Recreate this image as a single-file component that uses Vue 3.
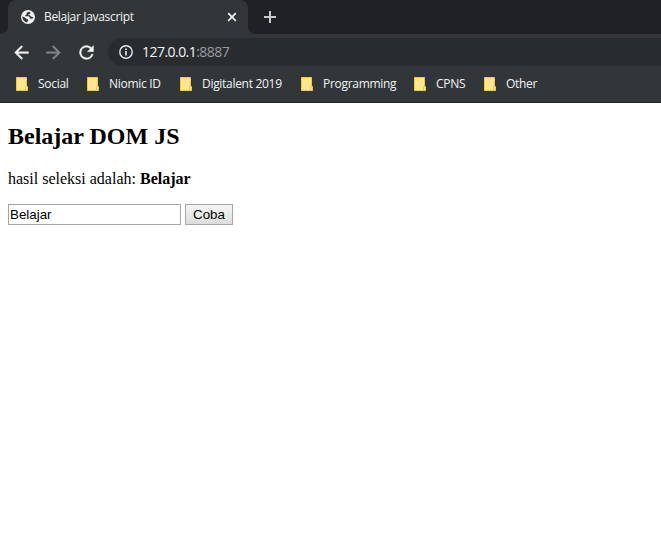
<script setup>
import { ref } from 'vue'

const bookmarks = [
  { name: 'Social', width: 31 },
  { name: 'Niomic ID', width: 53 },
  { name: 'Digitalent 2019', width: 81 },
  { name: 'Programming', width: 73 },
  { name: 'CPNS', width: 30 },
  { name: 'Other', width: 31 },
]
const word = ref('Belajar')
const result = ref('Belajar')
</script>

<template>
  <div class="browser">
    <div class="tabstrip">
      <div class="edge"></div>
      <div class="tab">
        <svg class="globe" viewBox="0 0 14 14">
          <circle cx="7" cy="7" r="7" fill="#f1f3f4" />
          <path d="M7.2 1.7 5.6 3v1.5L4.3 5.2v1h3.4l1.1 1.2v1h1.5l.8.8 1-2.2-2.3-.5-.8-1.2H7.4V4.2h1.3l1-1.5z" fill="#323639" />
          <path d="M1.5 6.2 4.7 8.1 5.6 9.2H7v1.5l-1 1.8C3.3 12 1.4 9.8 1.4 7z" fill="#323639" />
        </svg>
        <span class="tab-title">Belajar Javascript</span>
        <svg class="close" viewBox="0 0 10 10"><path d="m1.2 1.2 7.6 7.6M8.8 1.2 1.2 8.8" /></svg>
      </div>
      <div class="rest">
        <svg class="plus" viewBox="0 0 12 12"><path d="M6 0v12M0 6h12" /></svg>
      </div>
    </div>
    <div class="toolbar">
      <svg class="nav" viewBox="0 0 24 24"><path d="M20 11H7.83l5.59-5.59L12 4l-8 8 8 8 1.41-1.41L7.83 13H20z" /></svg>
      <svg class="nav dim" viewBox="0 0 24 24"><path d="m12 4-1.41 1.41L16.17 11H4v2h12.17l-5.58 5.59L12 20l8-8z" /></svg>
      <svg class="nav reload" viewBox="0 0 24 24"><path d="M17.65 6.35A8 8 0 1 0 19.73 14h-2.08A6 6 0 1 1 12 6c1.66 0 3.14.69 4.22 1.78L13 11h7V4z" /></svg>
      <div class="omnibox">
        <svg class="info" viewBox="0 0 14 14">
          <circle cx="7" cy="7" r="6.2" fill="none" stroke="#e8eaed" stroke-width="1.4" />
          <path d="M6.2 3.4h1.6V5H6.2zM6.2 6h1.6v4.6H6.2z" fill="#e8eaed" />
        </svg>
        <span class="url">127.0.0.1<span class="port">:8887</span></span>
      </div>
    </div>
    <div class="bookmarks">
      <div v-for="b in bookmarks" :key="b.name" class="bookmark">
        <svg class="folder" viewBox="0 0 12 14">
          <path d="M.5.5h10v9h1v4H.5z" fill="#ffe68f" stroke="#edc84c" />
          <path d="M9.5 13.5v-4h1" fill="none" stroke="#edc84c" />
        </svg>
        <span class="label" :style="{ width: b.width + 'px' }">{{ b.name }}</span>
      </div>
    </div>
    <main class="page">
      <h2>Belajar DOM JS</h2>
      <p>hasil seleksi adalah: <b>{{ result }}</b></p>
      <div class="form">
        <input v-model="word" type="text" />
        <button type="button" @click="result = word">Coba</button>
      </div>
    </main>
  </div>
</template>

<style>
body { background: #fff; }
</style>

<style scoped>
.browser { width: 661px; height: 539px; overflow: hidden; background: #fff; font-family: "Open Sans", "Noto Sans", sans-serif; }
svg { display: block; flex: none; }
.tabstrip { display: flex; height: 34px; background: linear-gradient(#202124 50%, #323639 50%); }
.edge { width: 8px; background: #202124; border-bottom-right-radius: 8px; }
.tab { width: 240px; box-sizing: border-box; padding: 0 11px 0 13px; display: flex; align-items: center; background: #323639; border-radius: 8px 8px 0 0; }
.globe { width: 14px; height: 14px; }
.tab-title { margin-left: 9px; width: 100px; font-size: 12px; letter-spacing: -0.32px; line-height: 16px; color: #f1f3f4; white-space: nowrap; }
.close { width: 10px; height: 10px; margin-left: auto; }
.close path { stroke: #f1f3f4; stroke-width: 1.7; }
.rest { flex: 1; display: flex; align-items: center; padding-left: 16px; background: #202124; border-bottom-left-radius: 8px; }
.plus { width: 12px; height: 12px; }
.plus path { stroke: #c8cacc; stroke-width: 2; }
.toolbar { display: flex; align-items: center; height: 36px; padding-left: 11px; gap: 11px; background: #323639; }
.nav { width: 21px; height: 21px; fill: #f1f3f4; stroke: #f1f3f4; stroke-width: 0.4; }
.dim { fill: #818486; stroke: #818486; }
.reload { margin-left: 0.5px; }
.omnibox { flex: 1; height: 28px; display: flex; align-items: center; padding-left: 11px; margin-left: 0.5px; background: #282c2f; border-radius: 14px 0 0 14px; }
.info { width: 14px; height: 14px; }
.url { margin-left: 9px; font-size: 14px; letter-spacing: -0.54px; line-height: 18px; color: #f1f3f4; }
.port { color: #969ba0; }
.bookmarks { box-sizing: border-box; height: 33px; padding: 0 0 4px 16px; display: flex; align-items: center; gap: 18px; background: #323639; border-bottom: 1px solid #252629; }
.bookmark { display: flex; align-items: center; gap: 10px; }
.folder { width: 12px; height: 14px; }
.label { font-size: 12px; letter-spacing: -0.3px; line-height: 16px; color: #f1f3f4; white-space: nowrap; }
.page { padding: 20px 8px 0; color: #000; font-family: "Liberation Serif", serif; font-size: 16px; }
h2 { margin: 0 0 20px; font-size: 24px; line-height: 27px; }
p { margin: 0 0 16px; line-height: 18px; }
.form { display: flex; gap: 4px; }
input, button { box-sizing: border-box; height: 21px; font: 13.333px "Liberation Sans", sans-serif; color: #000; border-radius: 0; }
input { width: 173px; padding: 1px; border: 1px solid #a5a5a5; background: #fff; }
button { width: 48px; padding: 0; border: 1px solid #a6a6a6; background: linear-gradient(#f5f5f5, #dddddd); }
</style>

====

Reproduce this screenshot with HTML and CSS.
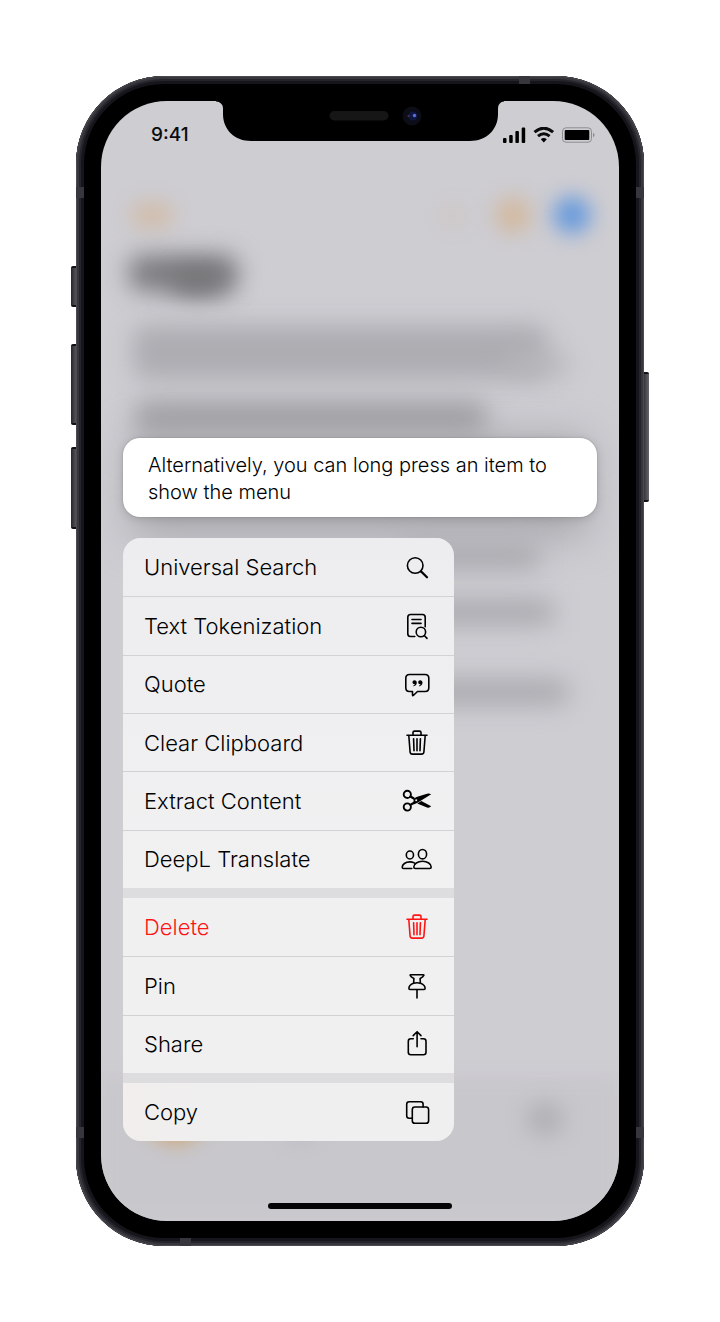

====

**What to produce**: Some lines of the data may hold the word "this". Say how many do, with nothing else.

**Expected output**: 2